When The Glow Begins To Fade
One day, the rose-tinted glasses slip off. The quirks that once seemed cute might start to irritate you. Small disagreements turn into real arguments. You might even question whether the relationship is as solid as you thought.
This is the point where many couples panic—but they shouldn’t. It’s the moment when the relationship shifts from fantasy to authenticity. You begin to see your partner for who they truly are, and that’s a good thing.
The end of the honeymoon phase doesn’t mean love is fading—it means it’s evolving.
Life After The Honeymoon Phase
Once the initial magic fades, relationships enter their most honest stage. You learn to communicate better, handle conflict, and show love in more meaningful ways. The everyday tasks—like cooking dinner or navigating stress together—become opportunities to build trust and partnership.

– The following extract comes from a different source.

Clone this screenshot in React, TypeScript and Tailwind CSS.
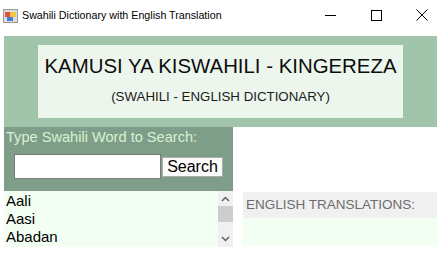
import React from 'react';

const words = ['Aali', 'Aasi', 'Abadan'];

const TitleBar: React.FC = () => (
    <div className="flex items-center h-[30px] bg-white">
        <svg width="15" height="14" viewBox="0 0 15 14" className="ml-[3px] mr-[4px] mt-[1px]">
            <rect x="0.5" y="0.5" width="14" height="13" fill="#dcdcdc" stroke="#9a9a9a" />
            <rect x="2" y="3" width="5" height="5" fill="#e0503c" />
            <rect x="7" y="3" width="6" height="5" fill="#f4c542" />
            <rect x="4" y="8" width="6" height="4" fill="#3f7fd6" />
        </svg>
        <span className="text-[10.7px] text-black" style={{ fontFamily: '"Liberation Sans", Arial, sans-serif' }}>
            Swahili Dictionary with English Translation
        </span>
        <div className="ml-auto flex items-center h-full">
            <div className="w-[46px] h-full flex items-center justify-center">
                <div className="w-[11px] h-px bg-black" />
            </div>
            <div className="w-[46px] h-full flex items-center justify-center">
                <div className="w-[11px] h-[11px] border border-black" />
            </div>
            <div className="w-[46px] h-full flex items-center justify-center">
                <svg width="12" height="12" viewBox="0 0 12 12">
                    <path d="M0.5 0.5 L11.5 11.5 M11.5 0.5 L0.5 11.5" stroke="#000" strokeWidth="1" />
                </svg>
            </div>
        </div>
    </div>
);

export default function App() {
    return (
        <div className="w-[445px] h-[253px] bg-white overflow-hidden" style={{ fontFamily: '"Liberation Sans", Arial, sans-serif' }}>
            <TitleBar />
            <div className="ml-[4px] mt-[6px] w-[433px] h-[91px] bg-[#a1c5ab] pt-[9px] pl-[34px]">
                <div className="w-[365px] h-[73px] bg-[#edf6ed] flex flex-col items-center">
                    <div className="mt-[9px] text-[20.4px] leading-[24px] text-[#0d0d0d]">KAMUSI YA KISWAHILI - KINGEREZA</div>
                    <div className="mt-[11px] text-[13.3px] leading-[16px] text-[#1a1a1a]">(SWAHILI - ENGLISH DICTIONARY)</div>
                </div>
            </div>
            <div className="flex ml-[4px]">
                <div className="w-[229px]">
                    <div className="h-[64px] bg-[#7f9e8a] pt-[1px]">
                        <div className="pl-[2px] text-[14.6px] leading-[18px] text-[#d9f2cf]">Type Swahili Word to Search:</div>
                        <div className="flex items-center mt-[8px] ml-[10px]">
                            <div className="w-[147px] h-[25px] bg-white border border-[#7a7a7a]" />
                            <button className="ml-[1px] w-[61px] h-[20px] bg-[#fbfbfb] border border-[#adadad] text-[16px] leading-[18px] text-black">
                                Search
                            </button>
                        </div>
                    </div>
                    <div className="flex h-[56px] bg-[#f4fff4]">
                        <div className="flex-1 pl-[2px] pt-[1px]">
                            {words.map((w) => (
                                <div key={w} className="text-[15px] leading-[18px] text-black">{w}</div>
                            ))}
                        </div>
                        <div className="w-[15px] bg-[#f0f0f0] flex flex-col items-center">
                            <svg width="9" height="6" viewBox="0 0 9 6" className="mt-[5px]">
                                <path d="M1 5 L4.5 1.5 L8 5" stroke="#606060" strokeWidth="1.5" fill="none" />
                            </svg>
                            <div className="mt-[4px] w-[15px] h-[16px] bg-[#cdcdcd]" />
                            <svg width="9" height="6" viewBox="0 0 9 6" className="mt-auto mb-[5px]">
                                <path d="M1 1 L4.5 4.5 L8 1" stroke="#606060" strokeWidth="1.5" fill="none" />
                            </svg>
                        </div>
                    </div>
                </div>
                <div className="ml-[10px] w-[194px] pt-[65px]">
                    <div className="h-[26px] bg-[#f0f0f0] flex items-center pl-[3px] text-[13.5px] text-[#6d6d6d]">
                        ENGLISH TRANSLATIONS:
                    </div>
                    <div className="h-[28px] bg-[#f4fff4]" />
                </div>
            </div>
        </div>
    );
}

In South Africa, where many couples juggle busy city lives and family expectations, this stage often tests how resilient love really is. Whether it’s sharing responsibilities in a small flat or planning for a wedding amid career chaos, couples who weather this shift together tend to come out stronger.
Social media is full of reminders that love is supposed to be fireworks forever, but in reality, the slow, steady warmth that follows the honeymoon phase is far more rewarding.
The Takeaway
The honeymoon phase is fleeting, but love doesn’t have to be. When the glitter settles and you start seeing each other clearly, that’s when your relationship truly begins. Because lasting love isn’t about perfection—it’s about choosing each other, even on the ordinary days.
So, if you’re lucky enough to be in that blissful stage right now, enjoy it. But know that what comes next—the quiet, grounded, grown-up love—is just as beautiful, if not more.